**Available records**.
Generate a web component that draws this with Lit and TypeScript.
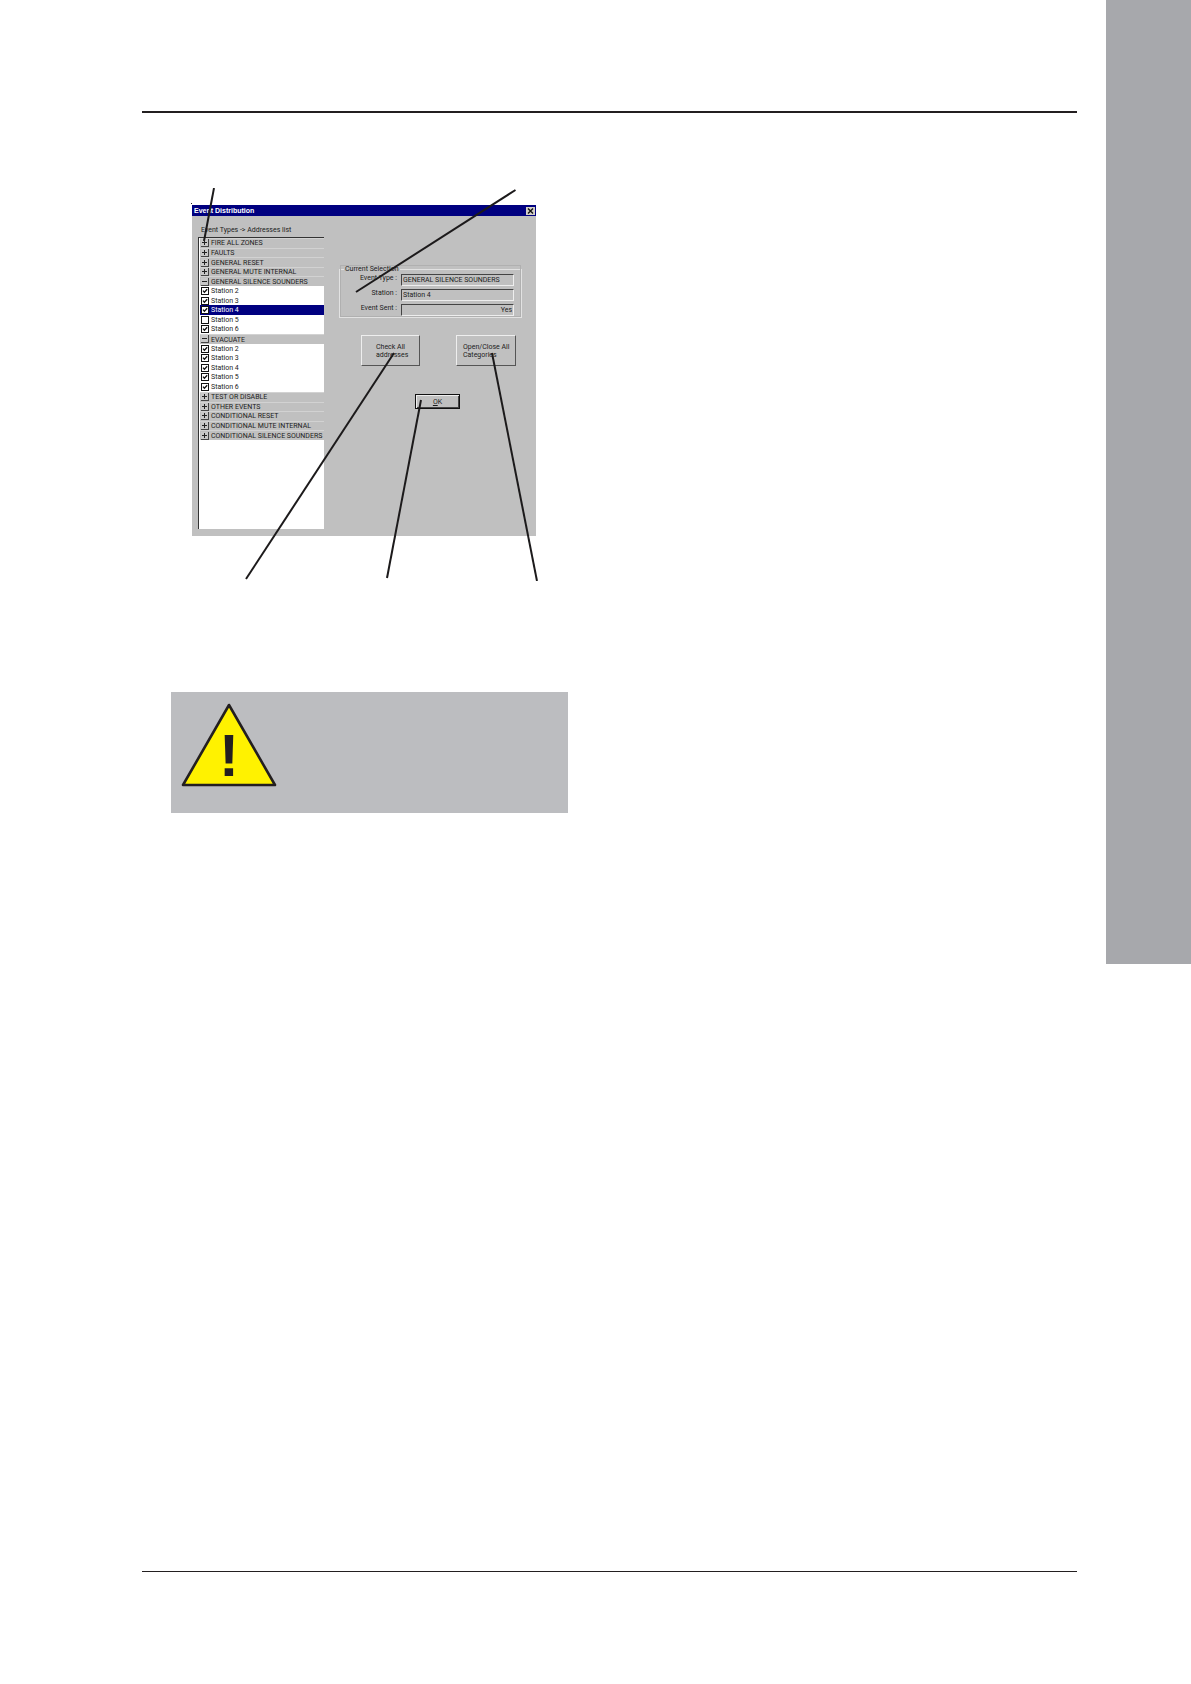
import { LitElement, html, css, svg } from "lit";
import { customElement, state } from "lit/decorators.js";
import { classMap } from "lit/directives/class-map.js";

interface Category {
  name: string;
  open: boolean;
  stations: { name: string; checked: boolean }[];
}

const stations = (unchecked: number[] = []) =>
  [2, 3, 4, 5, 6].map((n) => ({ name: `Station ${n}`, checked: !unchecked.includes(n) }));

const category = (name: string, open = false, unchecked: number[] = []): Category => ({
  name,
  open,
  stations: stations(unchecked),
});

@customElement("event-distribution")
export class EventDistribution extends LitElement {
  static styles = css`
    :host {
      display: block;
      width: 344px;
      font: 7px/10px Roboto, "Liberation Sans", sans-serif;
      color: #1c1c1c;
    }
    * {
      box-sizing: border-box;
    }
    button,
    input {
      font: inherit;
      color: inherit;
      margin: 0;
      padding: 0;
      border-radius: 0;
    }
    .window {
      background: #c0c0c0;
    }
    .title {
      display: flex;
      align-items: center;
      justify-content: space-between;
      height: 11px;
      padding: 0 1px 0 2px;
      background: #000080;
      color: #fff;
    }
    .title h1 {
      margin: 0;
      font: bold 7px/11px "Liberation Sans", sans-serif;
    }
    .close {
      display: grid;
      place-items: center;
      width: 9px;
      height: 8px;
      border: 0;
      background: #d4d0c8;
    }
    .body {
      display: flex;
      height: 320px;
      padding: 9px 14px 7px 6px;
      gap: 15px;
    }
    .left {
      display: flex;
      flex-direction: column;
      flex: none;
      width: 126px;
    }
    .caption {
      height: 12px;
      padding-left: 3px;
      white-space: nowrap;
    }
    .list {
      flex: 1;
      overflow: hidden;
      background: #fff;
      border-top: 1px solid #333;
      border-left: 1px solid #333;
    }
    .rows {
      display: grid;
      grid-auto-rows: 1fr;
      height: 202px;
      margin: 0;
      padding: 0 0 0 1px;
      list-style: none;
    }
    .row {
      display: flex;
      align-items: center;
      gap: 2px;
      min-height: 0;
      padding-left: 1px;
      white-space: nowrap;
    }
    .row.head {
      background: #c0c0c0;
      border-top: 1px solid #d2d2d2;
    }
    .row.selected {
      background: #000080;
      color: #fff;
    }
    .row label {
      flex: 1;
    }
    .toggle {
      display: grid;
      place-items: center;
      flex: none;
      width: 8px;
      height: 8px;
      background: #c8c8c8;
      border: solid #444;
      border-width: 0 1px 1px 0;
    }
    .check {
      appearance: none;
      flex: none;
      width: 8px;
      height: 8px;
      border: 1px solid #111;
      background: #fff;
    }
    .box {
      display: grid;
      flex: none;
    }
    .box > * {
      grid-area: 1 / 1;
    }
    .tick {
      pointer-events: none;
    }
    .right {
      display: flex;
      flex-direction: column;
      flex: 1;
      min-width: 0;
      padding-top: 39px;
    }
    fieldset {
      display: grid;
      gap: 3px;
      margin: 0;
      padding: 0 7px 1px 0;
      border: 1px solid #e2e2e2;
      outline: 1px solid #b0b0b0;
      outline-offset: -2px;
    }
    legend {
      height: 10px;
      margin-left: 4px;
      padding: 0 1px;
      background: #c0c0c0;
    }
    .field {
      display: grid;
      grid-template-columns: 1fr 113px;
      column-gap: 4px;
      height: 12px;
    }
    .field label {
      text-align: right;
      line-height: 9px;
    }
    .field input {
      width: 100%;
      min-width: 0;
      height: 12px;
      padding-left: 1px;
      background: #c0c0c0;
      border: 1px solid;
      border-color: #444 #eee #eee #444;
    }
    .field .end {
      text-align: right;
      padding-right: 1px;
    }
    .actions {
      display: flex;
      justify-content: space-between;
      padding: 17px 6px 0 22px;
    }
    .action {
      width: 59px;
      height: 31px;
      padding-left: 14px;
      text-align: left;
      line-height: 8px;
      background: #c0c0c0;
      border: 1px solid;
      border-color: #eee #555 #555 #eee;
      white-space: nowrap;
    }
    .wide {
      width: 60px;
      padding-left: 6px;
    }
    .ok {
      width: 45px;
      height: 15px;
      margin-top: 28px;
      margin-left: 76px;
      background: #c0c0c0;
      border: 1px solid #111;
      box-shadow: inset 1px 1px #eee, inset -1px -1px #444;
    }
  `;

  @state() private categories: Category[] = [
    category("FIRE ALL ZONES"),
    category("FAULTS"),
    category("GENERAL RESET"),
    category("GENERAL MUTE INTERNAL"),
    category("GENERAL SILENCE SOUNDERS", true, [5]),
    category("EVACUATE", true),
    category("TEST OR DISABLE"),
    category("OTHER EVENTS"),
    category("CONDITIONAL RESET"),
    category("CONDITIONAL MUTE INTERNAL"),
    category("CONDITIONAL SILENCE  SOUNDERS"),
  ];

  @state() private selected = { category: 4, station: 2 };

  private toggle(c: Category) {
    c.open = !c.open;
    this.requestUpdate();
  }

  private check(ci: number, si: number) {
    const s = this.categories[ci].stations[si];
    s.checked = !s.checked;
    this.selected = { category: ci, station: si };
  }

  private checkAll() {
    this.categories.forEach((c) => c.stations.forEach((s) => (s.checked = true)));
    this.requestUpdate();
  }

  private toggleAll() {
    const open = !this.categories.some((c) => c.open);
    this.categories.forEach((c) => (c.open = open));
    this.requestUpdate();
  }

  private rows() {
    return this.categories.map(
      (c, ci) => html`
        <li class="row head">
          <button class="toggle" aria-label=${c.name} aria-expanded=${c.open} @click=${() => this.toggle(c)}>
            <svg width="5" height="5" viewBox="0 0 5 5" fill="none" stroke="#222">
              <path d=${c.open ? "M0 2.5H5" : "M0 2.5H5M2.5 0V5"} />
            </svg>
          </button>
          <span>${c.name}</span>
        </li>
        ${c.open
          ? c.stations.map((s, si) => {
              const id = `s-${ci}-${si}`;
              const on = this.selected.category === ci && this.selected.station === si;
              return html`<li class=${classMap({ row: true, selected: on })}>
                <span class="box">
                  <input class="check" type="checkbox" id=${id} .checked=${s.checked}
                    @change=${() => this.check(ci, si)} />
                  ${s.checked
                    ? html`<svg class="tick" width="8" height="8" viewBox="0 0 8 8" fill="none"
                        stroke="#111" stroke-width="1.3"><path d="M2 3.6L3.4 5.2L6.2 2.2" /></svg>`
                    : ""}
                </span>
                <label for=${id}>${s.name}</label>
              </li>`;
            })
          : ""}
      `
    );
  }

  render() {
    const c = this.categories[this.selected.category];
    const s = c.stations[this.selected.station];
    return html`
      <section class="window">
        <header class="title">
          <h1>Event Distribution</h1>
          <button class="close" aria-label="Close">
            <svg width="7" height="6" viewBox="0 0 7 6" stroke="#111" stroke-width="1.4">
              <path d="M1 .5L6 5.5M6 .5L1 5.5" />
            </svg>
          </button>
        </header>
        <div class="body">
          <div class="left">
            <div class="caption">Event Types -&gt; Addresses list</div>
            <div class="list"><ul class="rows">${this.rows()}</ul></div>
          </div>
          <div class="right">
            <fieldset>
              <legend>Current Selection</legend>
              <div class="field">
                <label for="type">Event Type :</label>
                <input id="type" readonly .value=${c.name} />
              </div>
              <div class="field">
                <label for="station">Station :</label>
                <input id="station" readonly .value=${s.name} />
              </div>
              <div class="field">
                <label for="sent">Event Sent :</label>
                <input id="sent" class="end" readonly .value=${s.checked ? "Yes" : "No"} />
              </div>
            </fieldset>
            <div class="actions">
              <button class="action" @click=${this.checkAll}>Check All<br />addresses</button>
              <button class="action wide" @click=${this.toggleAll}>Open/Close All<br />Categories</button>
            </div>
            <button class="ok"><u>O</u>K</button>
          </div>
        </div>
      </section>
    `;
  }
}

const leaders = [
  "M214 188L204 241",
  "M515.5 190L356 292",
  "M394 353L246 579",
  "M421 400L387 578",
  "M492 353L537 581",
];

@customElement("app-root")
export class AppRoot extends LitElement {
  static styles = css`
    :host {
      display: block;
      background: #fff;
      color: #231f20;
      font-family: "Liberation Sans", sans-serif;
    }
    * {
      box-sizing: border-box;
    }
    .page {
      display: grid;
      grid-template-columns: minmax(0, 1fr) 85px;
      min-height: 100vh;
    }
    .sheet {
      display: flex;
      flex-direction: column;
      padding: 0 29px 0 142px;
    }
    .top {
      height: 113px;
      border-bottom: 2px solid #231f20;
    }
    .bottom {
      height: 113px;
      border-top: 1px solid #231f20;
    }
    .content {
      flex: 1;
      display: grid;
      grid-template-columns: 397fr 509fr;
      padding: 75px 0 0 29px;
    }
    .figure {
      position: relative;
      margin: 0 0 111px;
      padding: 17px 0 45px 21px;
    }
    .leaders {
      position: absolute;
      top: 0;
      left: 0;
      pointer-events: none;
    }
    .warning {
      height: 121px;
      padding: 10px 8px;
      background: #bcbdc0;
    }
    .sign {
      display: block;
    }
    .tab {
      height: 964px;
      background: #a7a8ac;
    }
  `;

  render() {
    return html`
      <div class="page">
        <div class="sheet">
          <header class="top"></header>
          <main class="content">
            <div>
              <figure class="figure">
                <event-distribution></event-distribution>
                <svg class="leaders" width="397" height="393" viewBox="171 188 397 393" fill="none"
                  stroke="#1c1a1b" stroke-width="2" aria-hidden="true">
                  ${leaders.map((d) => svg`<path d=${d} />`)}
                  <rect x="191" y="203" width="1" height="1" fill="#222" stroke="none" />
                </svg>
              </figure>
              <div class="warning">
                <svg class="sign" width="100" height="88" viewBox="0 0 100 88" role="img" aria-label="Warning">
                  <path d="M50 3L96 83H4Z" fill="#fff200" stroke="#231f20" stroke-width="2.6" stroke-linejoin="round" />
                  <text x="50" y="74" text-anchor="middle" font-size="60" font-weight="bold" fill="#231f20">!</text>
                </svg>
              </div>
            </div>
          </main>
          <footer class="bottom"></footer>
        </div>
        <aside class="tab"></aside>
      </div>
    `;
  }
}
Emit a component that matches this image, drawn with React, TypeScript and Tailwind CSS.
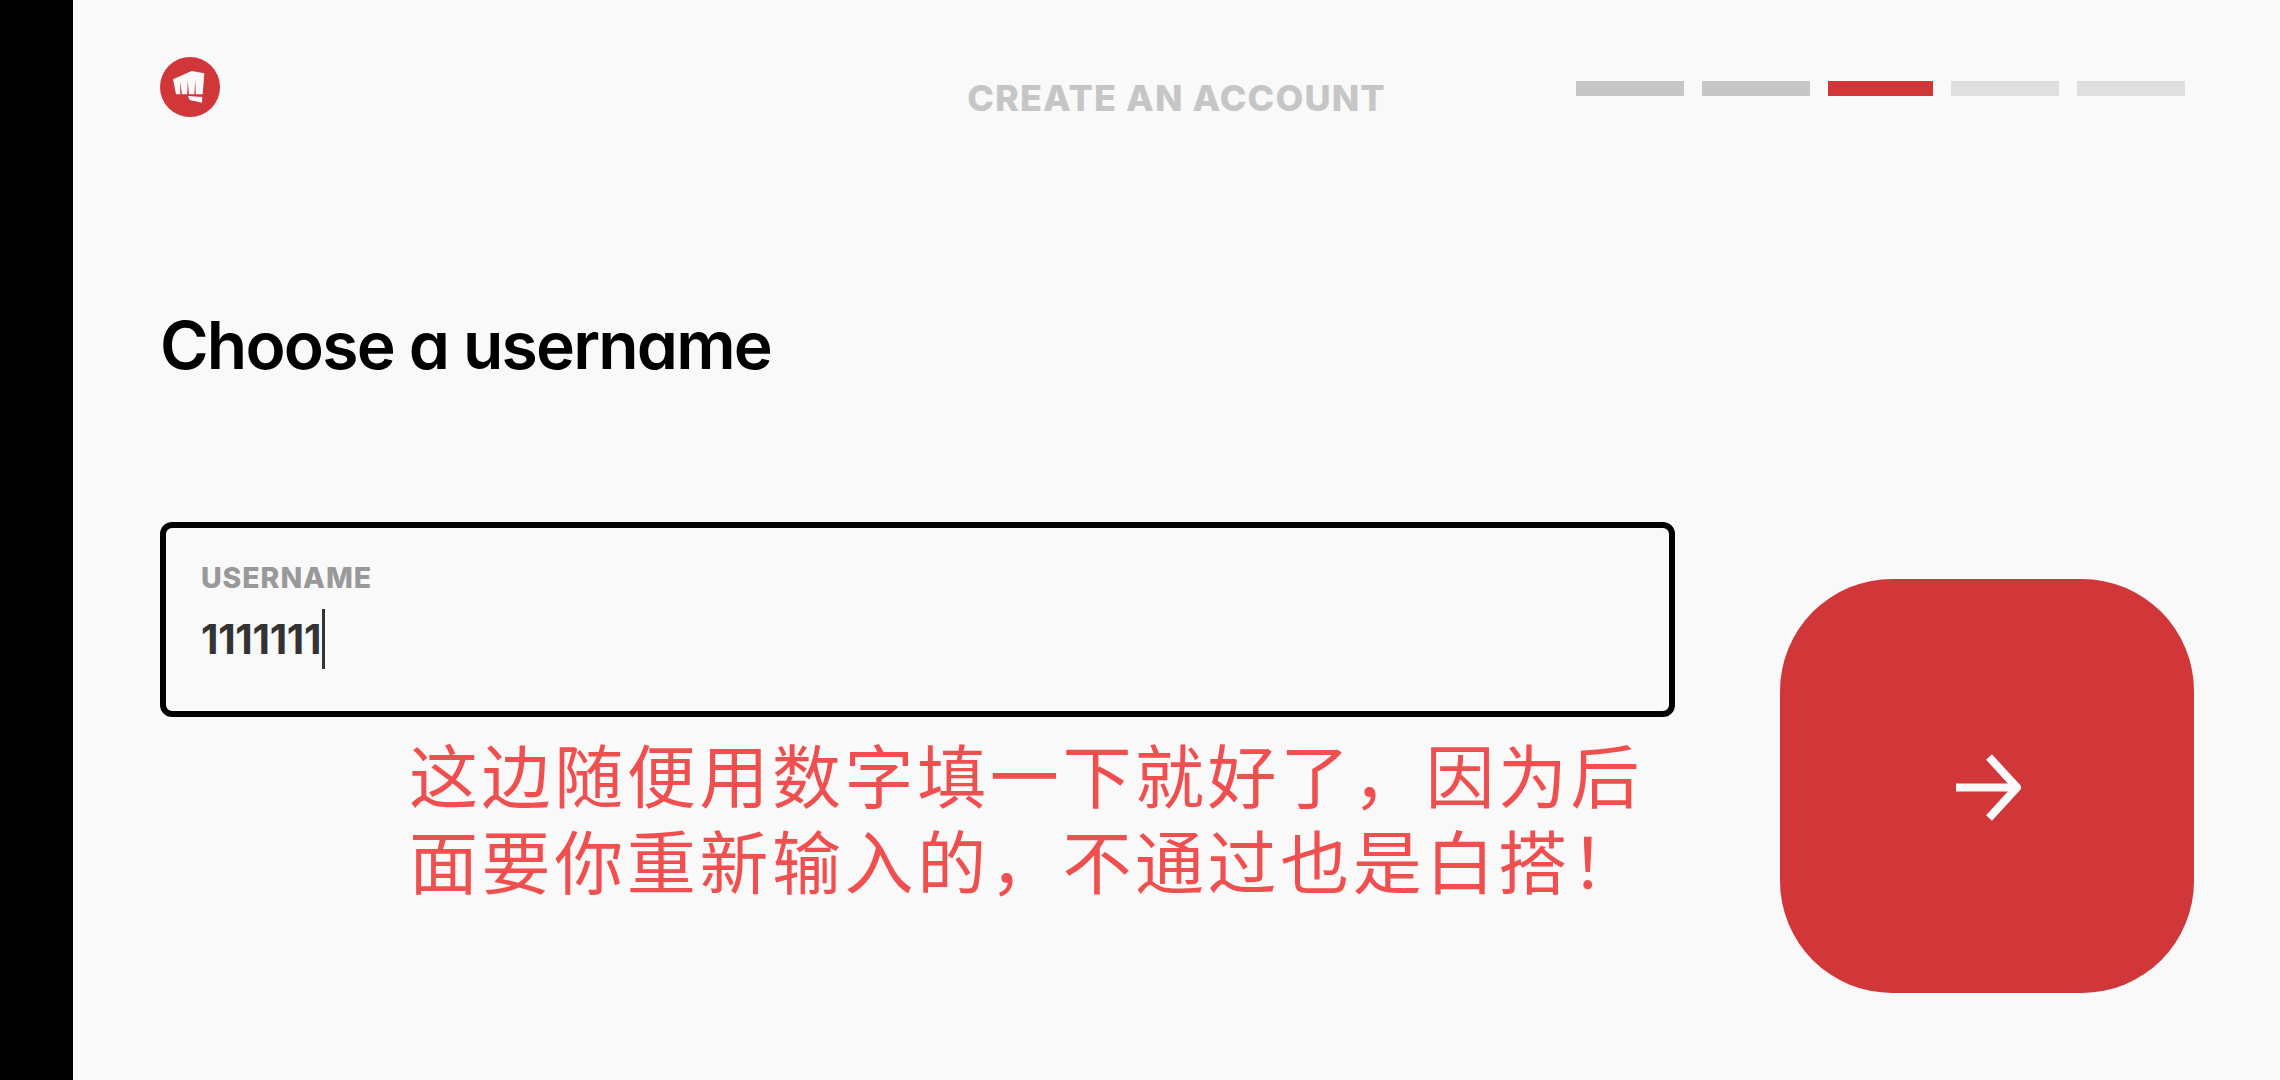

**Stated task**.
In the entries above, count every line containing the word "that". Write only the total.

**Response below**.
2